産業技術総合研究所(産総研)は、同所先進パワーエレクトロニクス研究センター SiCパワーデバイスチームの原田信介氏らのグループは、富士電機との共同研究で、炭化ケイ素(SiC)半導体を用いた1200V(ボルト)耐電圧(耐圧)クラスのトランジスタである縦型MOSFETとして、低いオン抵抗と内蔵ダイオードの高い信頼性を両立した独自構造のデバイス(SWITCH-MOS:SBD-Wall Integrated Trench MOS)を開発し、量産レベルの試作品で性能を実証したことを発表した。

  • 今回開発されたトランジスタ(SWITCH-MOS)の断面模式図

    今回開発されたトランジスタ(SWITCH-MOS)の断面模式図

エネルギーの有効利用を促進し低炭素社会を実現するには、電力の変換(直流・交流変換や電圧変換)や制御を担うパワーエレクトロニクス(パワエレ)技術を進展させ、パワエレ電力機器を飛躍的に効率化、小型軽量化、高機能化することが求められている。特に自動車産業では、HEV/EVの普及が加速度的に進むと見込まれ、モーター制御に用いられる1200V耐圧クラスのパワーモジュールの高効率化、小型化が重要である。

これまでのパワーモジュールは、Si(シリコン)デバイスのIGBTやダイオードが使われてきたが、デバイス性能はSiの材料物性で決まる理論限界に近づきつつある。ワイドギャップ半導体であるSiCは高い絶縁破壊電界強度などパワーデバイスの小型化、高効率化に有利な物性をもつためSiCデバイスを用いたパワーモジュールの開発が求められていた。

  • 今回開発されたデバイスSWITCH-MOSの順方向電流ストレス後のフォトルミネッセンス像

    今回開発されたデバイスSWITCH-MOSの順方向電流ストレス後のフォトルミネッセンス像

産総研はSiCパワーデバイスの量産試作ラインを整備し、民活型共同研究体「つくばパワーエレクトロニクスコンステレーション(TPEC)」を発足させ、SiCパワーデバイスの量産試作技術開発に関する共同研究を推進してきた。富士電機との共同研究では、これまで独自構造のSiCパワーMOSFET(トランジスタ)として、第1世代のプレーナー型MOSFET(IE-MOSFET)、第2世代のトレンチ型MOSFET(IE-UMOSFET)を開発し、量産試作を実証してきている。

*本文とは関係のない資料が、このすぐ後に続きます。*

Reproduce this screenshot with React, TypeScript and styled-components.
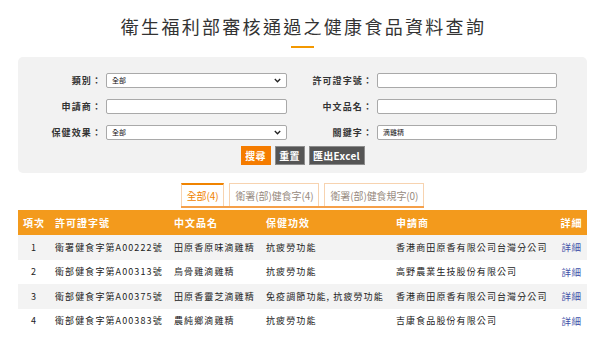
import React from "react";
import styled, { createGlobalStyle } from "styled-components";

const GlobalStyle = createGlobalStyle`
  html, body {
    margin: 0;
    padding: 0;
    background: #fff;
  }
  body {
    font-family: "Noto Sans CJK TC", "Noto Sans", sans-serif;
    color: #333;
  }
`;

type Row = {
  no: number;
  license: string;
  name: string;
  effect: string;
  applicant: string;
};

const rows: Row[] = [
  {
    no: 1,
    license: "衛署健食字第A00222號",
    name: "田原香原味滴雞精",
    effect: "抗疲勞功能",
    applicant: "香港商田原香有限公司台灣分公司",
  },
  {
    no: 2,
    license: "衛部健食字第A00313號",
    name: "烏骨雞滴雞精",
    effect: "抗疲勞功能",
    applicant: "高野農業生技股份有限公司",
  },
  {
    no: 3,
    license: "衛部健食字第A00375號",
    name: "田原香靈芝滴雞精",
    effect: "免疫調節功能, 抗疲勞功能",
    applicant: "香港商田原香有限公司台灣分公司",
  },
  {
    no: 4,
    license: "衛部健食字第A00383號",
    name: "農純鄉滴雞精",
    effect: "抗疲勞功能",
    applicant: "吉康食品股份有限公司",
  },
];

const tabs = [
  { label: "全部(4)", active: true },
  { label: "衛署(部)健食字(4)", active: false },
  { label: "衛署(部)健食規字(0)", active: false },
];

export default function App() {
  return (
    <>
      <GlobalStyle />
      <Page>
        <Title>衛生福利部審核通過之健康食品資料查詢</Title>
        <TitleBar />
        <Panel>
          <FormGrid>
            <Label>類別：</Label>
            <SelectBox>
              <span>全部</span>
              <Chevron />
            </SelectBox>
            <Label>許可證字號：</Label>
            <TextBox />
            <Label>申請商：</Label>
            <TextBox />
            <Label>中文品名：</Label>
            <TextBox />
            <Label>保健效果：</Label>
            <SelectBox>
              <span>全部</span>
              <Chevron />
            </SelectBox>
            <Label>關鍵字：</Label>
            <TextBox>滴雞精</TextBox>
          </FormGrid>
          <Buttons>
            <Button tone="orange" width={30}>搜尋</Button>
            <Button tone="gray" width={30}>重置</Button>
            <Button tone="gray" width={56}>匯出Excel</Button>
          </Buttons>
        </Panel>
        <TabBar>
          {tabs.map((t) => (
            <Tab key={t.label} active={t.active}>
              {t.label}
            </Tab>
          ))}
        </TabBar>
        <Table>
          <colgroup>
            <col style={{ width: 32 }} />
            <col style={{ width: 119 }} />
            <col style={{ width: 92 }} />
            <col style={{ width: 130 }} />
            <col style={{ width: 165 }} />
            <col style={{ width: 31 }} />
          </colgroup>
          <thead>
            <tr>
              <Th center>項次</Th>
              <Th>許可證字號</Th>
              <Th>中文品名</Th>
              <Th>保健功效</Th>
              <Th>申請商</Th>
              <Th center>詳細</Th>
            </tr>
          </thead>
          <tbody>
            {rows.map((r, i) => (
              <Tr key={r.no} striped={i % 2 === 0}>
                <Td center>{r.no}</Td>
                <Td>{r.license}</Td>
                <Td>{r.name}</Td>
                <Td>{r.effect}</Td>
                <Td>{r.applicant}</Td>
                <Td center>
                  <DetailLink href="#">詳細</DetailLink>
                </Td>
              </Tr>
            ))}
          </tbody>
        </Table>
      </Page>
    </>
  );
}

function Chevron() {
  return (
    <ChevronIcon width="7" height="5" viewBox="0 0 7 5">
      <path d="M0.8 1 L3.5 3.8 L6.2 1" fill="none" stroke="#222" strokeWidth="1.3" />
    </ChevronIcon>
  );
}

const Page = styled.div`
  width: 569px;
  margin-left: 18px;
  padding-top: 14px;
`;

const Title = styled.h1`
  margin: 0;
  text-align: center;
  font-size: 18px;
  line-height: 25px;
  font-weight: 400;
  letter-spacing: 2.3px;
  color: #333;
  padding-left: 2px;
`;

const TitleBar = styled.div`
  width: 23px;
  height: 2px;
  background: #f39800;
  margin: 7px auto 9px;
`;

const Panel = styled.div`
  background: #f2f2f2;
  border-radius: 5px;
  padding: 16px 0 8px;
`;

const FormGrid = styled.div`
  display: grid;
  grid-template-columns: 84px 181px 82px 180px;
  column-gap: 4px;
  row-gap: 11px;
  align-items: center;
`;

const Label = styled.div`
  text-align: right;
  font-size: 9px;
  font-weight: 700;
  letter-spacing: 1.1px;
  color: #333;
  line-height: 15px;
`;

const TextBox = styled.div`
  position: relative;
  height: 15px;
  box-sizing: border-box;
  background: #fff;
  border: 1px solid #a9a9a9;
  border-radius: 2px;
  font-size: 7px;
  line-height: 13px;
  padding-left: 5px;
  color: #111;
`;

const SelectBox = styled(TextBox)`
  display: flex;
  align-items: center;
  justify-content: space-between;
  padding-right: 5px;
`;

const ChevronIcon = styled.svg`
  display: block;
`;

const Buttons = styled.div`
  display: flex;
  justify-content: center;
  gap: 4px;
  margin-top: 6px;
`;

const Button = styled.button<{ tone: "orange" | "gray"; width: number }>`
  width: ${(p) => p.width}px;
  height: 19px;
  padding: 0;
  box-sizing: border-box;
  font-family: "Noto Sans CJK TC", "Noto Sans", sans-serif;
  font-size: 10px;
  font-weight: 700;
  color: #fff;
  letter-spacing: 0.3px;
  cursor: pointer;
  background: ${(p) => (p.tone === "orange" ? "#f57c00" : "#555555")};
  border: 1px solid ${(p) => (p.tone === "orange" ? "#f57c00" : "#8c8c8c")};
`;

const TabBar = styled.div`
  display: flex;
  justify-content: center;
  gap: 5px;
  width: fit-content;
  margin: 10px auto 0;
  border-bottom: 2px solid #f5a04a;
`;

const Tab = styled.div<{ active: boolean }>`
  height: 23px;
  box-sizing: border-box;
  padding: 0 5px;
  display: flex;
  align-items: center;
  font-size: 10px;
  letter-spacing: -0.1px;
  background: #fff;
  color: ${(p) => (p.active ? "#f08300" : "#978a80")};
  border: 1px solid #f7d3b0;
  border-bottom: none;
  border-top: ${(p) => (p.active ? "2px solid #f08300" : "1px solid #f7d3b0")};
`;

const Table = styled.table`
  width: 100%;
  margin-top: 2px;
  border-collapse: collapse;
  table-layout: fixed;
`;

const Th = styled.th<{ center?: boolean }>`
  background: #f39a1c;
  color: #fff;
  height: 25px;
  padding: 0 0 0 ${(p) => (p.center ? 0 : 5)}px;
  text-align: ${(p) => (p.center ? "center" : "left")};
  font-size: 10px;
  font-weight: 700;
  letter-spacing: 1px;
`;

const Tr = styled.tr<{ striped: boolean }>`
  background: ${(p) => (p.striped ? "#f3f3f3" : "#fff")};
`;

const Td = styled.td<{ center?: boolean }>`
  height: 24.5px;
  padding: 0 0 0 ${(p) => (p.center ? 0 : 5)}px;
  text-align: ${(p) => (p.center ? "center" : "left")};
  font-size: 9px;
  letter-spacing: 1.1px;
  color: #222;
  white-space: nowrap;
  overflow: hidden;
`;

const DetailLink = styled.a`
  color: #3d4fa8;
  text-decoration: none;
  font-size: 9.5px;
  letter-spacing: 0.5px;
`;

今回は、SiCパワーデバイスのボリュームゾーンと目される1200 Vクラスでの高性能化、高機能化を目指し、IE-UMOSFETを基本構造としたSBD内蔵タイプのデバイス開発を行った。

開発したSWITCH-MOSは、トレンチ型MOSFETにトレンチSBDを内蔵することで、1200 Vクラスの低い耐圧デバイスでも高い信頼性が実証できた。これまでの技術では1200V耐圧クラスでは困難であったSiC-MOSFETとSiC-SBDの一体化が、量産試作レベルで実証できたことから、今後はハイブリッド電気自動車(HEV)/電気自動車(EV)の電力変換システムでの使用が期待されるオールSiCモジュールの市場導入が大幅に前進すると期待される。

研究グループは、企業での事業化を念頭に企業連携をさらに強化し、デバイス構造多層化などの複雑化や製造プロセスの高度化を進めると同時に、パッケージング技術などの周辺技術開発も進めるとしている。